The Department of Education (ED) has banned paying staff in college admissions and financial aid on an incentive basis since 1992, with changes made in 2011 to strengthen the prohibition. The ban ensures that recruiters are not compensated for pressuring students to enroll in poorly performing programs.

There is a loophole to the ban on incentive-based compensation, one large enough to have allowed OPMs to proliferate and thrive. A loophole that ED created by issuing a memo allowing schools to pay third-party companies for recruitment services under certain circumstances. The memo said that schools could pay a private company to help them recruit students if and only if the recruitment services are part of a bundle that includes other assistance, like the setup and design of the courses students are being recruited for.

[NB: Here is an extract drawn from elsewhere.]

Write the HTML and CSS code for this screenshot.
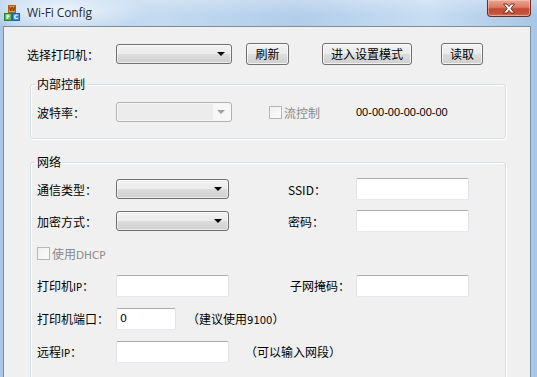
FILE: index.html
```html
<!DOCTYPE html>
<html>
<head>
<meta charset="utf-8">
<link rel="stylesheet" href="styles.css">
</head>
<body>
<div class="window">
  <div class="titlebar">
    <svg class="appicon" width="16" height="16" viewBox="0 0 16 16">
      <rect x="4.5" y="0.5" width="7" height="7" fill="#f29a2e" stroke="#b5601a"/>
      <text x="8" y="6.3" font-size="6" font-family="DejaVu Sans" font-weight="bold" fill="#7a2d00" text-anchor="middle">W</text>
      <rect x="0.5" y="8.5" width="7" height="7" fill="#5dbb4a" stroke="#2f7d22"/>
      <text x="4" y="14.3" font-size="6" font-family="DejaVu Sans" font-weight="bold" fill="#fff" text-anchor="middle">F</text>
      <rect x="8.5" y="8.5" width="7" height="7" fill="#3d8fe0" stroke="#1f5fa8"/>
      <text x="12" y="14.3" font-size="6" font-family="DejaVu Sans" font-weight="bold" fill="#fff" text-anchor="middle">C</text>
    </svg>
    <span class="title">Wi-Fi Config</span>
    <div class="close">
      <svg width="14" height="11" viewBox="0 0 14 11">
        <path d="M1.5 1 L5 1 L7 3.6 L9 1 L12.5 1 L8.8 5.5 L12.5 10 L9 10 L7 7.4 L5 10 L1.5 10 L5.2 5.5 Z" fill="#fff" stroke="#6b2216" stroke-width="0.9" stroke-linejoin="round"/>
      </svg>
    </div>
  </div>
  <div class="client">
    <div class="toprow">
      <span class="lbl w89">选择打印机：</span>
      <div class="combo w116"><span class="arrow"></span></div>
      <button class="btn btn-refresh">刷新</button>
      <button class="btn btn-setup">进入设置模式</button>
      <button class="btn btn-read">读取</button>
    </div>

    <fieldset class="group g-internal">
      <legend>内部控制</legend>
      <div class="row r-baud">
        <span class="lbl w79">波特率：</span>
        <div class="combo combo-disabled w116"><span class="face"></span><span class="arrow arrow-dis"></span></div>
        <div class="check-wrap w87">
          <span class="check"></span><span class="dis">流控制</span>
        </div>
        <span class="mac">00-00-00-00-00-00</span>
      </div>
    </fieldset>

    <fieldset class="group g-net">
      <legend>网络</legend>
      <div class="row r32">
        <span class="lbl w79">通信类型：</span>
        <div class="combo w113"><span class="arrow"></span></div>
        <span class="lbl lbl-right">SSID：</span>
        <div class="tb w113"></div>
      </div>
      <div class="row r32">
        <span class="lbl w79">加密方式：</span>
        <div class="combo w113"><span class="arrow"></span></div>
        <span class="lbl lbl-right">密码：</span>
        <div class="tb w113"></div>
      </div>
      <div class="row r32">
        <span class="check"></span><span class="dis dhcp">使用<span class="lat">DHCP</span></span>
      </div>
      <div class="row r33">
        <span class="lbl w79">打印机<span class="sm">IP</span>：</span>
        <div class="tb w113"></div>
        <span class="lbl lbl-right mask">子网掩码：</span>
        <div class="tb w113"></div>
      </div>
      <div class="row r33">
        <span class="lbl w79">打印机端口：</span>
        <div class="tb w60"><span class="val">0</span></div>
        <span class="note note-port">（建议使用<span class="sm">9100</span>）</span>
      </div>
      <div class="row r33">
        <span class="lbl w79">远程<span class="sm">IP</span>：</span>
        <div class="tb w113"></div>
        <span class="note note-remote">（可以输入网段）</span>
      </div>
    </fieldset>
  </div>
</div>
</body>
</html>
```

FILE: styles.css
```css
html, body {
  margin: 0;
  padding: 0;
}
body {
  width: 537px;
  height: 377px;
  overflow: hidden;
  font-family: "Noto Sans CJK SC", "DejaVu Sans", sans-serif;
  font-size: 12px;
  color: #000;
}
.window {
  width: 537px;
  height: 377px;
  background: linear-gradient(to right, #a9c6e6 0%, #b9d3ee 3%, #c3daf0 30%, #b2cdea 55%, #c7ddf2 80%, #a9c6e6 100%);
  display: flex;
  flex-direction: column;
  overflow: hidden;
}
.titlebar {
  height: 26px;
  flex: none;
  display: flex;
  align-items: flex-start;
  background:
    radial-gradient(ellipse 90px 20px at 60px 12px, rgba(255,255,255,0.75), rgba(255,255,255,0) 100%),
    linear-gradient(to bottom, rgba(255,255,255,0.25), rgba(255,255,255,0) 60%);
}
.appicon {
  margin: 5px 0 0 4px;
  flex: none;
}
.title {
  margin: 4px 0 0 7px;
  font-family: "Open Sans", "DejaVu Sans", sans-serif;
  font-size: 12px;
  color: #1e2b3a;
  letter-spacing: -0.1px;
}
.close {
  margin-left: auto;
  margin-right: 6px;
  width: 44px;
  height: 17px;
  box-sizing: border-box;
  border: 1px solid #6e2a1e;
  border-top: none;
  border-radius: 0 0 4px 4px;
  background: linear-gradient(to bottom, #e9a793 0%, #dc7b63 45%, #c54a33 55%, #c5523a 85%, #dc7a5e 100%);
  box-shadow: inset 0 0 0 1px rgba(255,220,210,0.45);
  display: flex;
  align-items: center;
  justify-content: center;
}
.client {
  flex: 1;
  margin: 0 6px 0 3px;
  border: 1px solid #7b8da3;
  border-bottom: none;
  background: #f0f0f0;
}
.toprow {
  display: flex;
  align-items: center;
  height: 22px;
  margin-top: 16px;
  padding-left: 23px;
}
.lbl {
  flex: none;
  white-space: nowrap;
}
.w89 { width: 89px; }
.w79 { width: 79px; }
.w116 { width: 116px; }
.w113 { width: 113px; }
.w87 { width: 87px; }
.w60 { width: 60px; }

.combo {
  flex: none;
  height: 20px;
  box-sizing: border-box;
  border: 1px solid #707070;
  border-radius: 3px;
  background: linear-gradient(to bottom, #f2f2f2 0%, #ebebeb 50%, #dddddd 51%, #cfcfcf 100%);
  box-shadow: inset 0 0 0 1px rgba(255,255,255,0.6);
  position: relative;
}
.arrow {
  position: absolute;
  right: 6px;
  top: 7px;
  width: 0;
  height: 0;
  border-left: 4px solid transparent;
  border-right: 4px solid transparent;
  border-top: 4px solid #000;
}
.combo-disabled {
  border-color: #adb2b5;
  background: #f7f7f7;
  box-shadow: none;
}
.combo-disabled .face {
  position: absolute;
  left: 1px;
  top: 1px;
  bottom: 1px;
  right: 18px;
  background: #ececec;
}
.arrow-dis {
  border-top-color: #a0a0a0;
}
.btn {
  flex: none;
  height: 22px;
  box-sizing: border-box;
  padding: 0;
  font-family: "Noto Sans CJK SC", sans-serif;
  font-size: 12px;
  line-height: 18px;
  color: #000;
  border: 1px solid #707070;
  border-radius: 3px;
  background: linear-gradient(to bottom, #f2f2f2 0%, #ebebeb 50%, #dddddd 51%, #cfcfcf 100%);
  box-shadow: inset 0 0 0 1px rgba(255,255,255,0.7);
}
.btn-refresh { margin-left: 14px; width: 43px; }
.btn-setup { margin-left: 33px; width: 90px; }
.btn-read { margin-left: 29px; width: 42px; }

.group {
  margin: 0 0 0 26px;
  width: 476px;
  box-sizing: border-box;
  padding: 0;
  border: 1px solid #d5dfe5;
  border-radius: 3px;
  box-shadow: inset 1px 1px 0 #fff, 1px 1px 0 #fff;
  min-inline-size: 0;
}
.group legend {
  margin-left: 4px;
  padding: 0 2px;
  line-height: 14px;
  font-size: 12px;
}
.g-internal {
  margin-top: 12px;
  padding: 10px 0 15px 0;
}
.g-net {
  margin-top: 16px;
  padding: 4px 0 30px 0;
}
.row {
  display: flex;
  align-items: center;
  padding-left: 6px;
}
.r-baud { height: 22px; }
.r32 { height: 32px; }
.r33 { height: 33px; }
.check-wrap {
  flex: none;
  margin-left: 37px;
  display: flex;
  align-items: center;
}
.check {
  flex: none;
  width: 13px;
  height: 13px;
  box-sizing: border-box;
  border: 1px solid #b6b6b6;
  background: linear-gradient(to bottom right, #f0f0f0, #fbfbfb);
  margin-right: 2px;
}
.dis {
  color: #8a8a8a;
}
.lat {
  font-family: "DejaVu Sans", sans-serif;
  font-size: 10.5px;
}
.sm {
  font-family: "DejaVu Sans", sans-serif;
  font-size: 10px;
}
.mac {
  font-family: "Liberation Sans", sans-serif;
  font-size: 11px;
}
.lbl-right {
  margin-left: 59px;
  width: 68px;
}
.mask {
  padding-left: 2px;
  width: 66px;
}
.tb {
  flex: none;
  height: 22px;
  box-sizing: border-box;
  background: #fff;
  border: 1px solid #e2e3ea;
  border-top-color: #abadb3;
  border-bottom-color: #e3e9ef;
  border-radius: 2px;
  display: flex;
  align-items: center;
}
.val {
  padding-left: 3px;
  font-family: "DejaVu Sans", sans-serif;
  font-size: 11px;
}
.note-port { margin-left: 11px; }
.note-remote { margin-left: 16px; }
```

ED’s own Inspector General (OIG) objected to the change in guidance at the time of the memo, saying that “We do not believe that the existing statutory ban on incentive compensation allows any incentive payments to entities involved in recruiting based on their success in enrolling students.” The guidance remained in place in spite of this objection and is viewed as one of the primary reasons for the growth in OPMs.

OPM contracts have proliferated over the past decade, with more than 500 schools working with OPMs to run almost 3000 different online programs. This growth has come at least partly as a response to the massive growth of online education provided by for-profit institutions. Public and private non-profit schools wanted to enter the online education realm but felt ill-equipped to do so.

OPMs helped public and non-profit private schools enter the online education space and try to catch up to for-profit schools that had long dominated this type of education. The only problem is some of those programs have taken on the very worst characteristics of predatory for-profit programs, including aggressive recruiting, over-promising on employment outcomes, and often landing students with huge amounts of student loan debt. Schools that use OPMs, including some interviewed for the report, believe that OPMs are vital for the success of their online programs, particularly when it comes to recruiting students.

The GAO report says that ED has failed to properly monitor institutions’ contracts with OPMs and that ED has failed to guide auditors who ensure that schools are meeting all the requirements needed to participate in federal financial aid programs. The report does not say that colleges should not be allowed to work with OPMs; it would be rare for the GAO to weigh into the legality of agency guidance. The report recommends that ED’s new guidance explicitly addresses how auditors should review OPM contracts to ensure OPM contracts do not violate the law.

Some advocates have previously argued that the 2011 memo should be rescinded, echoing the OIG’s arguments that schools should never be allowed to pay individuals or companies for recruitment services. This latest report has created renewed pressure for ED to consider rescinding the guidance. The Century Foundation has even provided guidance on how schools can still use OPMs without falling foul of incentive compensation rules.

Online education is a vital part of the higher education landscape and OPMs have tried to become vital to the online ecosystem. As more problems emerge with how extractive OPMs are, schools might want to start managing their own online courses.